Its headline, concerning my dear friend, Sr. Serena Scatterpin, Renegade Sisters of Mary, is shocking (and I don't mean as in womyn's basketball).
The headline in 36 pt. Old English Gothic — a typeface popular among charitable but questioning charismatics — reads, NUN NABBED IN BIG BUST!
I wasn't quite sure who was nabbed or what the bust size or the raid was about, but a revealing picture left little doubt that it was Sr. Scatterpin, or a reasonable facsimile. The latter, according to my urgent cellphone call to Sister proved to be the case.
"That's not me, sweetie," said Sister. "You just don't wear a wimple in public with faux pearls. Not if you have designer good taste. And, if you look closely you'll see it's a drag queen. (From the makeup job, probably a left-handed Southern Baptist floozie.)

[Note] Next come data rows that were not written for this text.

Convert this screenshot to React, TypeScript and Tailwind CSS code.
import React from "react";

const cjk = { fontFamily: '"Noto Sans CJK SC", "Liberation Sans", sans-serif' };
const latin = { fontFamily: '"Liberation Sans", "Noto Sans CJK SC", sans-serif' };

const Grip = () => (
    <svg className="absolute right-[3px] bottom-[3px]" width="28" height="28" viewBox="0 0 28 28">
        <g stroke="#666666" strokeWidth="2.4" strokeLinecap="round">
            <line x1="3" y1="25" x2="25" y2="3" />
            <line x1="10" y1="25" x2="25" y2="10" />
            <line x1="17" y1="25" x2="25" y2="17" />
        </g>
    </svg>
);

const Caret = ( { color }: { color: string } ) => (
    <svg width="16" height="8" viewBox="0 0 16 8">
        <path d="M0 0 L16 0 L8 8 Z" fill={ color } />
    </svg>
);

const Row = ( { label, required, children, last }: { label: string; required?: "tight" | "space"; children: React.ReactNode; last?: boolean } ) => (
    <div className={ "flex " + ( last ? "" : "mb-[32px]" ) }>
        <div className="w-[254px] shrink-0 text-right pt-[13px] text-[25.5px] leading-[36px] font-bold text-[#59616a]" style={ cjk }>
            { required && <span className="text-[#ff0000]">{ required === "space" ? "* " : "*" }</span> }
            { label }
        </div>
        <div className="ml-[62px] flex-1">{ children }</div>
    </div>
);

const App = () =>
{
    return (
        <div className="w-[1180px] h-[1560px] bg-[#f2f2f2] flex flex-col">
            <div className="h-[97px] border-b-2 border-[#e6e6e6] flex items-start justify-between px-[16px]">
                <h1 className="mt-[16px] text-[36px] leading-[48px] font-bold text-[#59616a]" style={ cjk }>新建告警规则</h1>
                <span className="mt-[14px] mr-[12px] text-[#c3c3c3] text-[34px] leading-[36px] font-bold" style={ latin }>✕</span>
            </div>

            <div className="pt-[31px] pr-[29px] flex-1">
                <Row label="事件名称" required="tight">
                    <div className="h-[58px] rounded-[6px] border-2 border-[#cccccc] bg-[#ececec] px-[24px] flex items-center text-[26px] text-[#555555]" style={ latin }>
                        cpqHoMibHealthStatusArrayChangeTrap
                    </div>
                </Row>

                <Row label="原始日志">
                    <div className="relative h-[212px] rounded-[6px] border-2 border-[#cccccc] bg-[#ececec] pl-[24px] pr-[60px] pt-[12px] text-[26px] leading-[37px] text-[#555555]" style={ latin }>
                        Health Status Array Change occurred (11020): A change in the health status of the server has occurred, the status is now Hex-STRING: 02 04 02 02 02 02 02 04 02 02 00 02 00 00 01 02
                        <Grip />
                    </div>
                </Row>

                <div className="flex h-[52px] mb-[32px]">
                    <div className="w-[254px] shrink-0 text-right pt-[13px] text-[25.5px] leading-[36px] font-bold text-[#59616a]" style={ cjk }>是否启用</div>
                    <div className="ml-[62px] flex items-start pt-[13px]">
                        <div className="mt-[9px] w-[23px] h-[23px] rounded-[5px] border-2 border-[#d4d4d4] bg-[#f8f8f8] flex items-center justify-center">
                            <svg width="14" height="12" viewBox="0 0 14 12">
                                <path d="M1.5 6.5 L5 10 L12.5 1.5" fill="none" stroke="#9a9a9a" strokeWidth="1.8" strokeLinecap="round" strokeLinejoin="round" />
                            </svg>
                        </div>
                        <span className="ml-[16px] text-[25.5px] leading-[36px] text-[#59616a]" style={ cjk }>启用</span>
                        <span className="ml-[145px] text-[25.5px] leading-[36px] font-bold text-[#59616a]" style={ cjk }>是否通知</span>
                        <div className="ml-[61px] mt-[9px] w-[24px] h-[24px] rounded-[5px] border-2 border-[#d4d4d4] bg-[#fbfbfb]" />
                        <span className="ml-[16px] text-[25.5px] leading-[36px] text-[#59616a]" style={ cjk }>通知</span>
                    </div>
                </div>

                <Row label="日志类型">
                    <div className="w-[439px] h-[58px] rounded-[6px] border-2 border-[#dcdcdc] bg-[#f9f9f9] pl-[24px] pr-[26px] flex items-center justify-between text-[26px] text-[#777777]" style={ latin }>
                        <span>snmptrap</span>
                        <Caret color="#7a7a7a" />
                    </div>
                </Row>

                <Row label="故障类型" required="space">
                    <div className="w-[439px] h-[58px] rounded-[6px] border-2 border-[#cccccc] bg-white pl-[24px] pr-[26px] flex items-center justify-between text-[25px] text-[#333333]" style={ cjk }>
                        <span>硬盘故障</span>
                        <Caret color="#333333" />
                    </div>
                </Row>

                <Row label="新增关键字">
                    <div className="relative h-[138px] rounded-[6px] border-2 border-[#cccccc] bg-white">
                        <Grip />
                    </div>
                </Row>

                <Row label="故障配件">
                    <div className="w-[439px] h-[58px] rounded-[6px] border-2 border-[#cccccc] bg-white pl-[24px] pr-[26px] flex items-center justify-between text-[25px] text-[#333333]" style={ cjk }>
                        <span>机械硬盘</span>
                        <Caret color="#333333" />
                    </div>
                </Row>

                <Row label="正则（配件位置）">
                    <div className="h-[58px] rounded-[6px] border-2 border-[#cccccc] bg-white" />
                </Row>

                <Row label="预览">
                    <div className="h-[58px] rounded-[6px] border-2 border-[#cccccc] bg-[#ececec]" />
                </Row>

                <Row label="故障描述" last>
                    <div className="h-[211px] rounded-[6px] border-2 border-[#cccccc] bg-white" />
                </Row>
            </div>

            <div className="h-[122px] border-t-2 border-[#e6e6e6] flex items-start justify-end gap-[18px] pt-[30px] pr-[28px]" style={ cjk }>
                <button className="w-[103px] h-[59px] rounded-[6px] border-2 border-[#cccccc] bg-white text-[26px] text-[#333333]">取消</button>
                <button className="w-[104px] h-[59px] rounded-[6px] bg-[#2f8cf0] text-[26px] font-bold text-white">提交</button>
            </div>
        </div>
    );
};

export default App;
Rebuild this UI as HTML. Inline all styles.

"By the sweet bye and bye it was a raid on a Recovering Catholic drag party, held in Ferndale during the pope's recent visit. I'm sure Mayor Covey will have some answering to do. You don"t suspect he's a — whisper — Baptist do you? Or, left handed?"
"As far as I know, Sister, Mayor Covey's not an immersionist and, if anything, given his expertise, is ambidextrous. Drag might be a political option. My advice: Don't sue the National Inquisitor. (Or Covey.) Like all things gay and crossdressing, it'll blow over if you look the other way. And most crossdressers do look the other way."
Tabloids. Tabloids. What would the straight world do without them?
Of late they've become the Who's Who of the Lavender World. Take the National Enquirer for example. Each year it carries pictures and stories about many stars who are "that way," or who would like to be perceived as so. (Not that anybody cares if John McCain is gay. Actually he's not. Thankfully.)
These days tabloid outing is all so ho hum, but back in the 1950s with Confidential magazine it was a big deal. A lot was innuendo. Queersay. Much smoke and two-way mirrors. But many top-name careers were ruined. (That's why I never made it on the silver screen. "Soap Opera Cross Dresser Caught in Roxy Raincoat Raid!" That's me.)
Interestingly enough gossip tabloids are nothing new. Way back in the 1840s, New Yorkers were barraged by weeklies of what's today called 'the Flash Press'. These penny dreadfuls, with titles like "The Weekly Rake," "The Whip," the "Libertine," and "The Flash" pretended to take high moral ground but covertly by gossip and dubious line drawing pandered to salacious tastes.
Our gay ancestral carryings-on were frequently subject of ridicule, and persons were often mentioned by name or threatened. Sample. Letter to Editor. "The Rake." July 31st, 1842. "To begin: at three different times has this rascal met me in the street and attempted to fool with me as if I were of the sex feminine. I intimated to him the propriety of visiting the Five Points [city jail]. He left me as a mob began to collect."
And of a tavern crossdresser. "We demand of the performers who are associated with him, to refuse to act, and we ask all who visit that place to aid us in driving this monster of a hell-engendered Sodomite from the city." Shades of Frankenstein!
For the record: Sister's bust size is 36 D. (D as in dignity.)